Ryan Benjamin

No. 21, 2
- Position: Running back

Personal information
- Born: April 23, 1970 (age 56) Santa Clara County, California, U.S.
- Listed height: 5 ft 7 in (1.70 m)
- Listed weight: 183 lb (83 kg)

Career information
- High school: Tulare Union (Tulare, California)
- College: Pacific
- NFL draft: 1993: undrafted

Career history
- Cincinnati Bengals (1993); Shreveport Pirates (1994); Memphis Pharaohs/Portland Forest Dragons (1995–1999);

Awards and highlights
- First-team All-American (1991); Second-team All-American (1992);

Career AFL statistics
- Receptions: 164
- Receiving yards: 1,876
- Receiving touchdowns: 27
- Rushing touchdowns: 10
- Return touchdowns: 10
- Stats at ArenaFan.com
- Stats at Pro Football Reference

= Ryan Benjamin (running back) =

American football player (born 1970)

Ryan Lamont Benjamin (born April 23, 1970) is an American former professional football player who was a running back for one season with the Cincinnati Bengals of the National Football League (NFL). He played college football for the Pacific Tigers, earning first-team All-American honors in 1991. He was also a member of the Shreveport Pirates of the Canadian Football League (CFL) and the Memphis Pharaohs/Portland Forest Dragons of the Arena Football League (AFL).

== Early life ==
Ryan Lamont Benjamin was born on April 23, 1970, in Santa Clara County, California. He attended Tulare Union High School in Tulare, California.

==College career==
Benjamin first played college football for the College of the Sequoias Giants.
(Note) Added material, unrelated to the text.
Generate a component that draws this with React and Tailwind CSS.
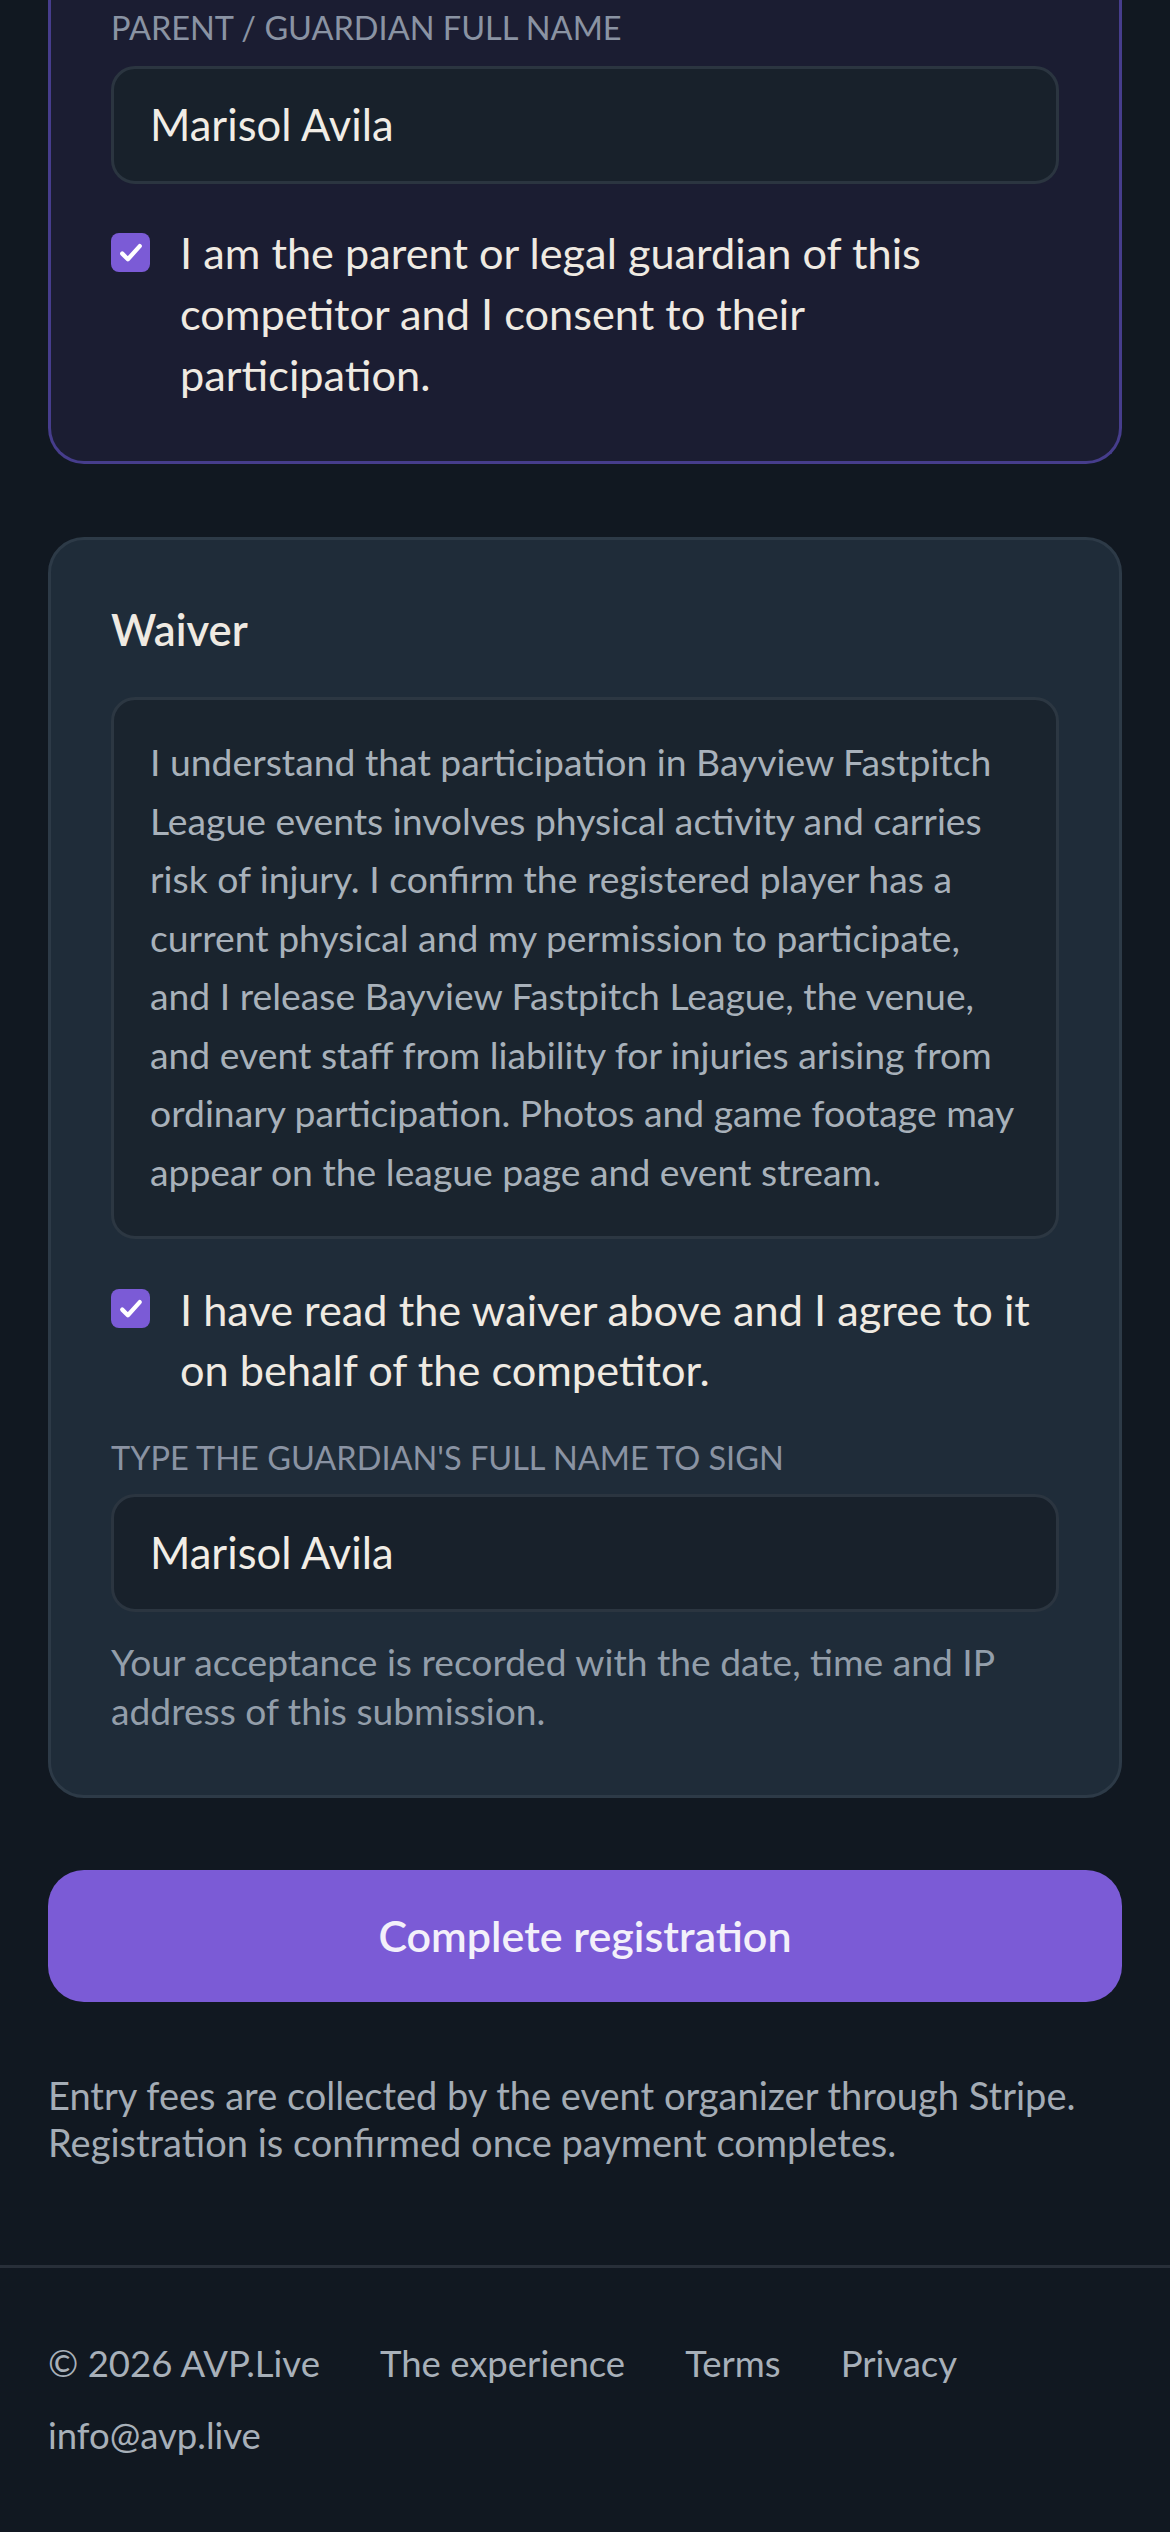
import React from "react";

function Check() {
  return (
    <span className="flex h-[39px] w-[39px] shrink-0 items-center justify-center rounded-[8px] bg-[#7b5bd6]">
      <svg viewBox="0 0 24 24" className="h-[30px] w-[30px]" fill="none">
        <path d="M5 12.5l4.5 4.5L19 6.5" stroke="#ffffff" strokeWidth="3.4" strokeLinecap="round" strokeLinejoin="round" />
      </svg>
    </span>
  );
}

export default function App() {
  return (
    <div className="min-h-screen bg-[#111821] font-['Lato','Noto_Sans',sans-serif]">
      <main className="px-[48px]">
        <section className="rounded-b-[36px] border-[3px] border-t-0 border-[#463d8c] bg-[#1b1d32] px-[60px] pb-[56px] pt-[7px]">
          <div className="text-[32.5px] leading-[42px] uppercase text-[#8a93a3]">
            Parent / Guardian full name
          </div>
          <div className="mt-[17px] flex h-[118px] items-center rounded-[24px] border-[3px] border-[#2b3540] bg-[#18212b] px-[36px] text-[43.5px] text-[#f1ede6]">
            Marisol Avila
          </div>
          <div className="mt-[38px] flex gap-[30px]">
            <div className="mt-[11px]">
              <Check />
            </div>
            <p className="text-[43.3px] leading-[61px] text-[#efeae2]">
              I am the parent or legal guardian of this competitor and I consent to their participation.
            </p>
          </div>
        </section>

        <section className="mt-[73px] rounded-[36px] border-[3px] border-[#2d3a47] bg-[#1f2c39] px-[60px] pb-[60px] pt-[60px]">
          <h2 className="text-[43.5px] font-semibold leading-[58px] text-[#efeae2]">Waiver</h2>
          <div className="mt-[39px] rounded-[24px] border-[3px] border-[#2c3742] bg-[#1a242e] px-[36px] pb-[35px] pt-[33px]">
            <p className="text-[37.3px] leading-[58.5px] text-[#a8b1ba]">
              I understand that participation in Bayview Fastpitch League events involves physical activity and carries risk of injury. I confirm the registered player has a current physical and my permission to participate, and I release Bayview Fastpitch League, the venue, and event staff from liability for injuries arising from ordinary participation. Photos and game footage may appear on the league page and event stream.
            </p>
          </div>
          <div className="mt-[40px] flex gap-[30px]">
            <div className="mt-[10px]">
              <Check />
            </div>
            <p className="text-[43.3px] leading-[60px] text-[#efeae2]">
              I have read the waiver above and I agree to it on behalf of the competitor.
            </p>
          </div>
          <div className="mt-[38px] text-[32.5px] leading-[42px] uppercase text-[#8a93a3]">
            Type the guardian's full name to sign
          </div>
          <div className="mt-[15px] flex h-[118px] items-center rounded-[24px] border-[3px] border-[#2b3540] bg-[#18212b] px-[36px] text-[43.5px] text-[#f1ede6]">
            Marisol Avila
          </div>
          <p className="mt-[25px] text-[37.2px] leading-[49px] text-[#939eaa]">
            Your acceptance is recorded with the date, time and IP address of this submission.
          </p>
        </section>

        <button className="mt-[72px] flex h-[132px] w-full items-center justify-center rounded-[36px] bg-[#7b5bd6] text-[43px] font-semibold text-[#f3f0fa]">
          Complete registration
        </button>

        <p className="mt-[70px] text-[38px] leading-[47px] text-[#a4acb5]">
          Entry fees are collected by the event organizer through Stripe. Registration is confirmed once payment completes.
        </p>
      </main>

      <footer className="mt-[99px] border-t-[3px] border-[#282f39] px-[48px] pb-[72px] pt-[71px]">
        <div className="flex flex-wrap gap-x-[60px] gap-y-[24px] text-[36.5px] leading-[48px] text-[#a8b0b9]">
          <span>© 2026 AVP.Live</span>
          <span>The experience</span>
          <span>Terms</span>
          <span>Privacy</span>
          <span>info@avp.live</span>
        </div>
      </footer>
    </div>
  );
}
He played for the Pacific Tigers of the University of the Pacific from 1990 to 1992. He earned Big West Conference Offensive Player of the Year honors in 1991 and 1992. Benjamin led NCAA Division I-A in all-purpose yardage and became the first player in conference history to record 50 passes while rushing for at least 1,500 yards. His 2,996 all-purpose yards were second only to Barry Sanders' NCAA record in 1988. He was named Pacific's first Associated Press first-team All-American and was also the second player in Big West Conference history to earn the honor. Benjamin garnered AP and UPI All-America second-team recognition after rushing for 1,441 yards and compiling 2,597 all-purpose yards his senior year in 1992. He was inducted into the Pacific Athletics Hall of Fame as part of the 2004-05 class.

==Professional career==
Benjamin was signed by the Cincinnati Bengals on April 28, 1993, after going undrafted in the 1993 NFL draft. He played in one game for the Bengals during the 1993 season. He was released by the Bengals on August 10, 1994.

Benjamin signed with the Shreveport Pirates in August 1994 and played for the team during the 1994 season.

Benjamin was a member of the Memphis Pharaohs/Portland Forest Dragons from 1995 to 1999. He was named team captain and earned team MVP honors. He left the team after the 1998 season.